=== SET TASK ===
Skip the pictures. Transcribe the rest of the data below without changing a word.

=== DATASET EXCERPT ===

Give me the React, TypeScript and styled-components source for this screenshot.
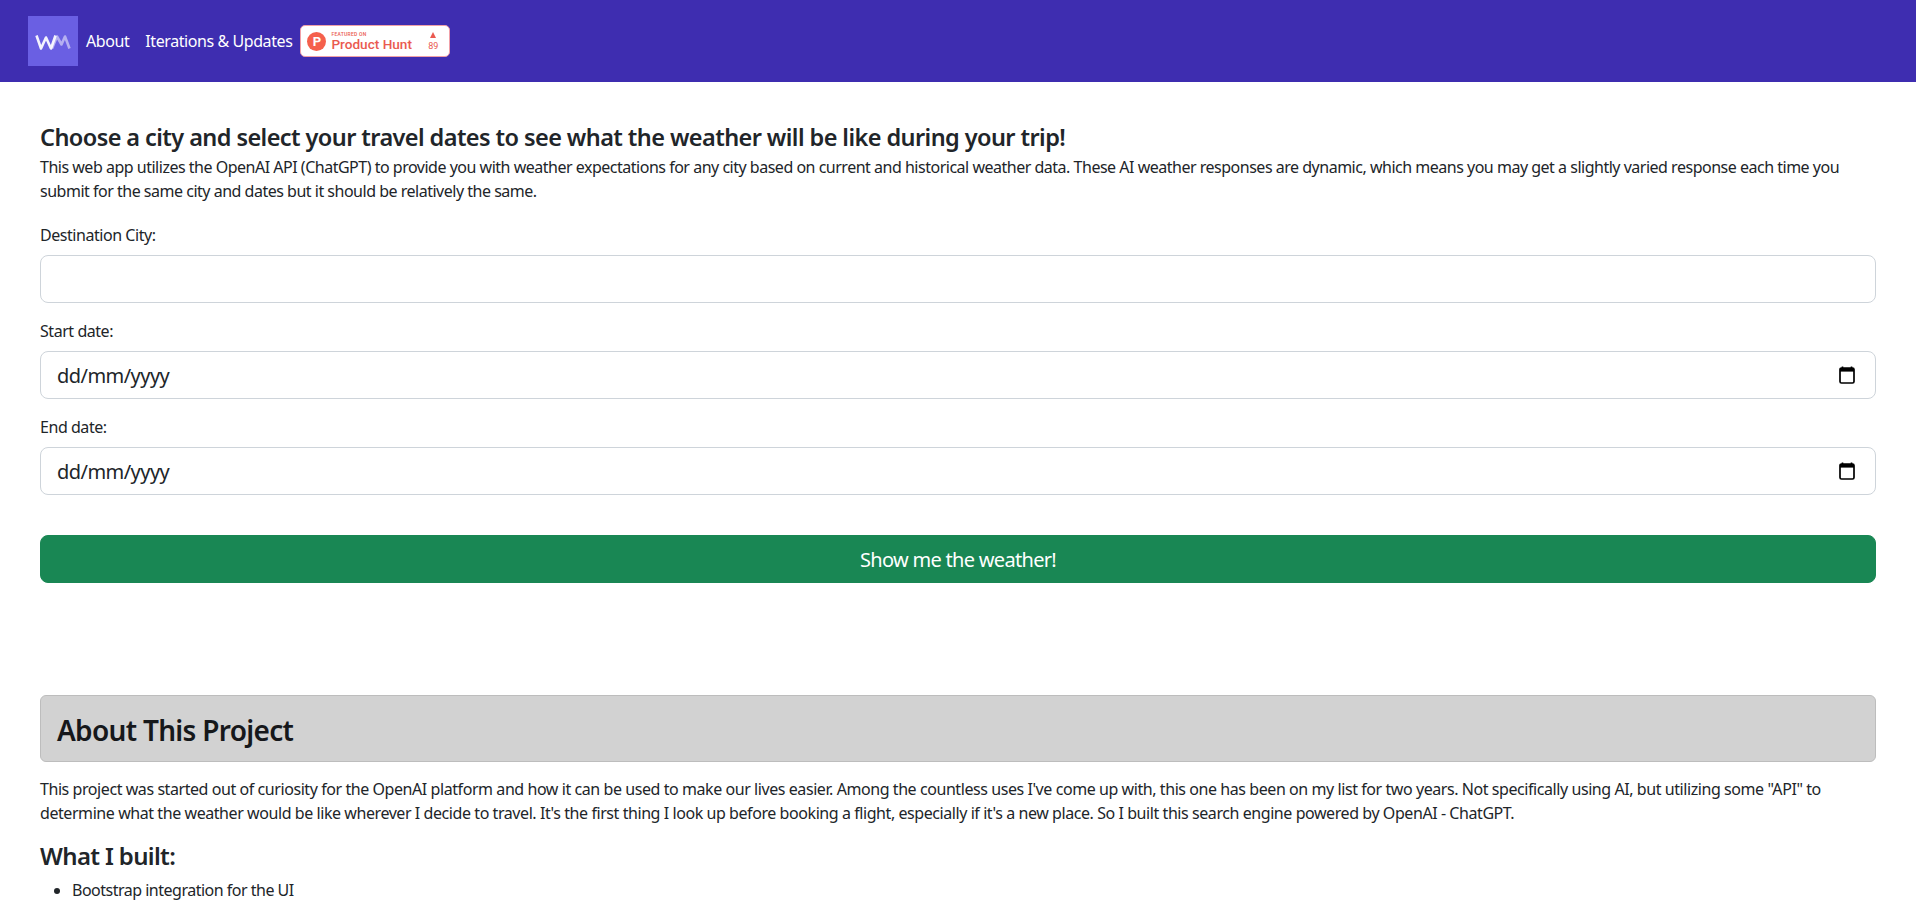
import React from "react";
import styled, { createGlobalStyle } from "styled-components";

const Global = createGlobalStyle`
  html, body { margin: 0; padding: 0; height: 100%; overflow: hidden; background: #fff; }
  body { font-family: "Noto Sans", "Open Sans", "Liberation Sans", sans-serif; font-size: 16px; line-height: 24px; color: #212529; }
  * { box-sizing: border-box; }
`;

const Nav = styled.nav`
  height: 82px;
  background: #3e2db0;
  display: flex;
  align-items: center;
  padding: 0 28px;
`;
const Logo = styled.div`
  width: 50px;
  height: 50px;
  background: #6a5fe3;
  display: flex;
  align-items: center;
  justify-content: center;
  padding-top: 2px;
`;
const NavLink = styled.a`
  color: #fff;
  font-size: 16px;
  letter-spacing: -0.42px;
  margin-left: ${p => p.$ml}px;
`;
const Badge = styled.div`
  margin-left: 8px;
  width: 150px;
  height: 32px;
  background: #fff;
  border: 1px solid #f0a0a8;
  border-radius: 5px;
  display: flex;
  align-items: center;
  padding: 0 11px 0 6px;
  color: #ea5a50;
  font-family: Roboto, "Liberation Sans", sans-serif;
`;
const BadgeCircle = styled.div`
  width: 19px;
  height: 19px;
  border-radius: 50%;
  background: #f5604c;
  color: #fff;
  font-size: 13px;
  font-weight: 700;
  line-height: 19px;
  text-align: center;
`;
const BadgeText = styled.div`
  margin-left: 5px;
  flex: 1;
  display: flex;
  flex-direction: column;
`;
const BadgeSmall = styled.span`
  font-size: 5px;
  line-height: 5px;
  font-weight: 500;
  letter-spacing: 0.25px;
`;
const BadgeName = styled.span`
  font-size: 13.6px;
  line-height: 14px;
  font-weight: 500;
`;
const BadgeVotes = styled.div`
  display: flex;
  flex-direction: column;
  align-items: center;
  font-size: 9px;
  line-height: 9px;
  gap: 4px;
`;
const Arrow = styled.i`
  width: 0;
  height: 0;
  border-left: 3.5px solid transparent;
  border-right: 3.5px solid transparent;
  border-bottom: 6px solid #ea5a50;
`;

const Main = styled.main`
  padding: 41px 40px 0;
`;
const Lead = styled.h1`
  margin: 0 0 3px;
  font-size: 23.5px;
  line-height: 29px;
  font-weight: 600;
  letter-spacing: -0.58px;
`;
const Para = styled.p`
  margin: 0;
  font-size: 16px;
  line-height: 24px;
  letter-spacing: ${p => p.$ls}px;
`;
const Field = styled.div`
  margin-top: ${p => p.$mt}px;
`;
const Label = styled.label`
  display: block;
  height: 24px;
  margin-bottom: 8px;
  letter-spacing: -0.45px;
`;
const Input = styled.input`
  display: block;
  width: 100%;
  height: 48px;
  border: 1px solid #ced4da;
  border-radius: 8px;
  background: #fff;
  padding: 8px 16px;
  font: inherit;
  outline: none;
`;
const DateBox = styled.div`
  height: 48px;
  border: 1px solid #ced4da;
  border-radius: 8px;
  background: #fff;
  padding: 0 20px 0 16px;
  display: flex;
  align-items: center;
  justify-content: space-between;
  font-size: 20px;
  letter-spacing: -0.55px;
`;
const DateText = styled.span`
  padding-top: 2px;
`;
const Submit = styled.button`
  display: block;
  width: 100%;
  height: 48px;
  margin-top: 40px;
  padding: 1px 0 0;
  border: 1px solid #198754;
  border-radius: 8px;
  background: #198754;
  color: #fff;
  font: inherit;
  font-size: 20px;
  letter-spacing: -0.7px;
`;
const AboutBox = styled.div`
  margin-top: 112px;
  height: 67px;
  display: flex;
  align-items: center;
  padding: 2px 16px 0;
  background: #d2d2d2;
  border: 1px solid #bdbdbd;
  border-radius: 6px;
`;
const AboutTitle = styled.h2`
  margin: 0;
  font-size: 28px;
  font-weight: 600;
  line-height: 34px;
  letter-spacing: -0.7px;
  color: #16181b;
`;
const AboutPara = styled(Para)`
  margin-top: 15px;
`;
const Sub = styled.h3`
  margin: 16px 0 8px;
  font-size: 24px;
  line-height: 29px;
  font-weight: 600;
  letter-spacing: -0.65px;
`;
const List = styled.ul`
  margin: 0;
  padding-left: 32px;
  letter-spacing: -0.5px;
`;

const CalendarIcon = () => (
  <svg width="16" height="18" viewBox="0 0 16 18" fill="none">
    <path d="M3.5 0.5v2.5M12.5 0.5v2.5" stroke="#000" strokeWidth="1.6" />
    <rect x="1" y="2" width="14" height="15" rx="1.5" stroke="#000" strokeWidth="1.7" />
    <rect x="1" y="2" width="14" height="3.6" fill="#000" />
  </svg>
);

const LogoMark = () => (
  <svg width="36" height="16" viewBox="0 0 36 16" fill="none">
    <path d="M1.5 1.5l4.5 13 5-11 5 11 4.5-13" stroke="#fff" strokeOpacity="0.92" strokeWidth="2.6" strokeLinejoin="round" />
    <path d="M17 14.5l5-12 4.5 8 3.5-8 4.5 12" stroke="#fff" strokeOpacity="0.5" strokeWidth="2.6" strokeLinejoin="round" />
  </svg>
);

export default function App() {
  return (
    <>
      <Global />
      <Nav>
        <Logo><LogoMark /></Logo>
        <NavLink $ml={8}>About</NavLink>
        <NavLink $ml={16}>Iterations &amp; Updates</NavLink>
        <Badge>
          <BadgeCircle>P</BadgeCircle>
          <BadgeText>
            <BadgeSmall>FEATURED ON</BadgeSmall>
            <BadgeName>Product Hunt</BadgeName>
          </BadgeText>
          <BadgeVotes><Arrow />89</BadgeVotes>
        </Badge>
      </Nav>
      <Main>
        <Lead>Choose a city and select your travel dates to see what the weather will be like during your trip!</Lead>
        <Para $ls={-0.49}>This web app utilizes the OpenAI API (ChatGPT) to provide you with weather expectations for any city based on current and historical weather data. These AI weather responses are dynamic, which means you may get a slightly varied response each time you submit for the same city and dates but it should be relatively the same.</Para>
        <Field $mt={20}>
          <Label>Destination City:</Label>
          <Input type="text" />
        </Field>
        <Field $mt={16}>
          <Label>Start date:</Label>
          <DateBox><DateText>dd/mm/yyyy</DateText><CalendarIcon /></DateBox>
        </Field>
        <Field $mt={16}>
          <Label>End date:</Label>
          <DateBox><DateText>dd/mm/yyyy</DateText><CalendarIcon /></DateBox>
        </Field>
        <Submit>Show me the weather!</Submit>
        <AboutBox><AboutTitle>About This Project</AboutTitle></AboutBox>
        <AboutPara $ls={-0.43}>This project was started out of curiosity for the OpenAI platform and how it can be used to make our lives easier. Among the countless uses I've come up with, this one has been on my list for two years. Not specifically using AI, but utilizing some "API" to determine what the weather would be like wherever I decide to travel. It's the first thing I look up before booking a flight, especially if it's a new place. So I built this search engine powered by OpenAI - ChatGPT.</AboutPara>
        <Sub>What I built:</Sub>
        <List><li>Bootstrap integration for the UI</li></List>
      </Main>
    </>
  );
}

=== FINISHED TASK ===
Give me the React, TypeScript and styled-components source for this screenshot.
import React from "react";
import styled, { createGlobalStyle } from "styled-components";

const Global = createGlobalStyle`
  html, body { margin: 0; padding: 0; height: 100%; overflow: hidden; background: #fff; }
  body { font-family: "Noto Sans", "Open Sans", "Liberation Sans", sans-serif; font-size: 16px; line-height: 24px; color: #212529; }
  * { box-sizing: border-box; }
`;

const Nav = styled.nav`
  height: 82px;
  background: #3e2db0;
  display: flex;
  align-items: center;
  padding: 0 28px;
`;
const Logo = styled.div`
  width: 50px;
  height: 50px;
  background: #6a5fe3;
  display: flex;
  align-items: center;
  justify-content: center;
  padding-top: 2px;
`;
const NavLink = styled.a`
  color: #fff;
  font-size: 16px;
  letter-spacing: -0.42px;
  margin-left: ${p => p.$ml}px;
`;
const Badge = styled.div`
  margin-left: 8px;
  width: 150px;
  height: 32px;
  background: #fff;
  border: 1px solid #f0a0a8;
  border-radius: 5px;
  display: flex;
  align-items: center;
  padding: 0 11px 0 6px;
  color: #ea5a50;
  font-family: Roboto, "Liberation Sans", sans-serif;
`;
const BadgeCircle = styled.div`
  width: 19px;
  height: 19px;
  border-radius: 50%;
  background: #f5604c;
  color: #fff;
  font-size: 13px;
  font-weight: 700;
  line-height: 19px;
  text-align: center;
`;
const BadgeText = styled.div`
  margin-left: 5px;
  flex: 1;
  display: flex;
  flex-direction: column;
`;
const BadgeSmall = styled.span`
  font-size: 5px;
  line-height: 5px;
  font-weight: 500;
  letter-spacing: 0.25px;
`;
const BadgeName = styled.span`
  font-size: 13.6px;
  line-height: 14px;
  font-weight: 500;
`;
const BadgeVotes = styled.div`
  display: flex;
  flex-direction: column;
  align-items: center;
  font-size: 9px;
  line-height: 9px;
  gap: 4px;
`;
const Arrow = styled.i`
  width: 0;
  height: 0;
  border-left: 3.5px solid transparent;
  border-right: 3.5px solid transparent;
  border-bottom: 6px solid #ea5a50;
`;

const Main = styled.main`
  padding: 41px 40px 0;
`;
const Lead = styled.h1`
  margin: 0 0 3px;
  font-size: 23.5px;
  line-height: 29px;
  font-weight: 600;
  letter-spacing: -0.58px;
`;
const Para = styled.p`
  margin: 0;
  font-size: 16px;
  line-height: 24px;
  letter-spacing: ${p => p.$ls}px;
`;
const Field = styled.div`
  margin-top: ${p => p.$mt}px;
`;
const Label = styled.label`
  display: block;
  height: 24px;
  margin-bottom: 8px;
  letter-spacing: -0.45px;
`;
const Input = styled.input`
  display: block;
  width: 100%;
  height: 48px;
  border: 1px solid #ced4da;
  border-radius: 8px;
  background: #fff;
  padding: 8px 16px;
  font: inherit;
  outline: none;
`;
const DateBox = styled.div`
  height: 48px;
  border: 1px solid #ced4da;
  border-radius: 8px;
  background: #fff;
  padding: 0 20px 0 16px;
  display: flex;
  align-items: center;
  justify-content: space-between;
  font-size: 20px;
  letter-spacing: -0.55px;
`;
const DateText = styled.span`
  padding-top: 2px;
`;
const Submit = styled.button`
  display: block;
  width: 100%;
  height: 48px;
  margin-top: 40px;
  padding: 1px 0 0;
  border: 1px solid #198754;
  border-radius: 8px;
  background: #198754;
  color: #fff;
  font: inherit;
  font-size: 20px;
  letter-spacing: -0.7px;
`;
const AboutBox = styled.div`
  margin-top: 112px;
  height: 67px;
  display: flex;
  align-items: center;
  padding: 2px 16px 0;
  background: #d2d2d2;
  border: 1px solid #bdbdbd;
  border-radius: 6px;
`;
const AboutTitle = styled.h2`
  margin: 0;
  font-size: 28px;
  font-weight: 600;
  line-height: 34px;
  letter-spacing: -0.7px;
  color: #16181b;
`;
const AboutPara = styled(Para)`
  margin-top: 15px;
`;
const Sub = styled.h3`
  margin: 16px 0 8px;
  font-size: 24px;
  line-height: 29px;
  font-weight: 600;
  letter-spacing: -0.65px;
`;
const List = styled.ul`
  margin: 0;
  padding-left: 32px;
  letter-spacing: -0.5px;
`;

const CalendarIcon = () => (
  <svg width="16" height="18" viewBox="0 0 16 18" fill="none">
    <path d="M3.5 0.5v2.5M12.5 0.5v2.5" stroke="#000" strokeWidth="1.6" />
    <rect x="1" y="2" width="14" height="15" rx="1.5" stroke="#000" strokeWidth="1.7" />
    <rect x="1" y="2" width="14" height="3.6" fill="#000" />
  </svg>
);

const LogoMark = () => (
  <svg width="36" height="16" viewBox="0 0 36 16" fill="none">
    <path d="M1.5 1.5l4.5 13 5-11 5 11 4.5-13" stroke="#fff" strokeOpacity="0.92" strokeWidth="2.6" strokeLinejoin="round" />
    <path d="M17 14.5l5-12 4.5 8 3.5-8 4.5 12" stroke="#fff" strokeOpacity="0.5" strokeWidth="2.6" strokeLinejoin="round" />
  </svg>
);

export default function App() {
  return (
    <>
      <Global />
      <Nav>
        <Logo><LogoMark /></Logo>
        <NavLink $ml={8}>About</NavLink>
        <NavLink $ml={16}>Iterations &amp; Updates</NavLink>
        <Badge>
          <BadgeCircle>P</BadgeCircle>
          <BadgeText>
            <BadgeSmall>FEATURED ON</BadgeSmall>
            <BadgeName>Product Hunt</BadgeName>
          </BadgeText>
          <BadgeVotes><Arrow />89</BadgeVotes>
        </Badge>
      </Nav>
      <Main>
        <Lead>Choose a city and select your travel dates to see what the weather will be like during your trip!</Lead>
        <Para $ls={-0.49}>This web app utilizes the OpenAI API (ChatGPT) to provide you with weather expectations for any city based on current and historical weather data. These AI weather responses are dynamic, which means you may get a slightly varied response each time you submit for the same city and dates but it should be relatively the same.</Para>
        <Field $mt={20}>
          <Label>Destination City:</Label>
          <Input type="text" />
        </Field>
        <Field $mt={16}>
          <Label>Start date:</Label>
          <DateBox><DateText>dd/mm/yyyy</DateText><CalendarIcon /></DateBox>
        </Field>
        <Field $mt={16}>
          <Label>End date:</Label>
          <DateBox><DateText>dd/mm/yyyy</DateText><CalendarIcon /></DateBox>
        </Field>
        <Submit>Show me the weather!</Submit>
        <AboutBox><AboutTitle>About This Project</AboutTitle></AboutBox>
        <AboutPara $ls={-0.43}>This project was started out of curiosity for the OpenAI platform and how it can be used to make our lives easier. Among the countless uses I've come up with, this one has been on my list for two years. Not specifically using AI, but utilizing some "API" to determine what the weather would be like wherever I decide to travel. It's the first thing I look up before booking a flight, especially if it's a new place. So I built this search engine powered by OpenAI - ChatGPT.</AboutPara>
        <Sub>What I built:</Sub>
        <List><li>Bootstrap integration for the UI</li></List>
      </Main>
    </>
  );
}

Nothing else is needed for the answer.